3.
Job Hunting Skills
The Employment System
preaches that there are special job hunting skills you must
develop before you can seek a job. Skills like writing a great
resume, answering the Top Ten Interview Questions, and how to
shake hands in the right color suit.
Meanwhile your
competitor, the headhunter, is busy learning exactly what work the
client needs to have done, and what work skills the perfect job
candidate needs to demonstrate in the interview.
Interview
skills have no statistical utility.
Any good
headhunter will tell you that employers don't pay for job hunting
skills.
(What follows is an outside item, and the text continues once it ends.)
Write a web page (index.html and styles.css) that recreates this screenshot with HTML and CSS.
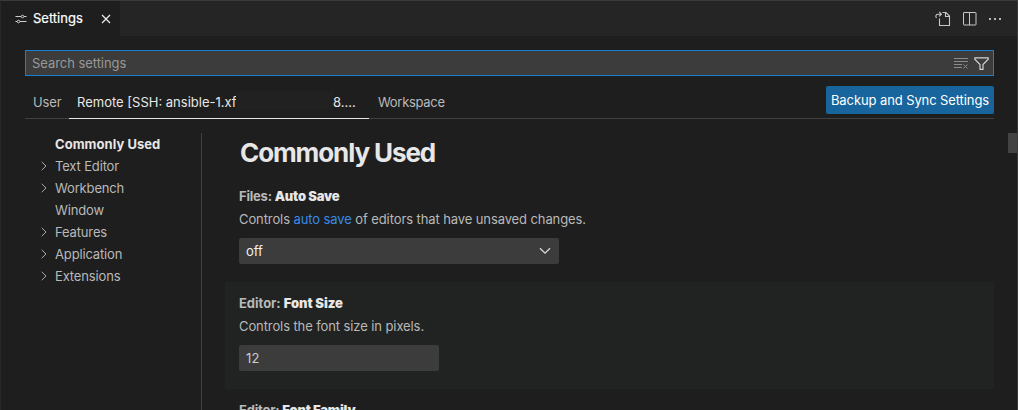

On the other hand, every personnel jockey will emphasize
the importance of "learning to play the game."
You might
be surprised to learn that there is little correlation between how
well a candidate interviews and how well he or she performs on
the job. What we know about the traditional interview is even more
stupefying than that. Annette Flippen, a Columbia University
organizational psychologist, says, "The traditional interview
has been shown to have little or no statistical utility as a
selection technique." That is, traditional interviews stink
as a method for hiring the right worker.
Work
skills win the job.
So, how do you hunt for a job? With the only skills that matter --
your work skills. Identify employers that need your work
skills. Find out who exactly: the specific industry, then
the exact companies, and finally the specific manager. If you're
good at your work, talking to the relevant people will be easy.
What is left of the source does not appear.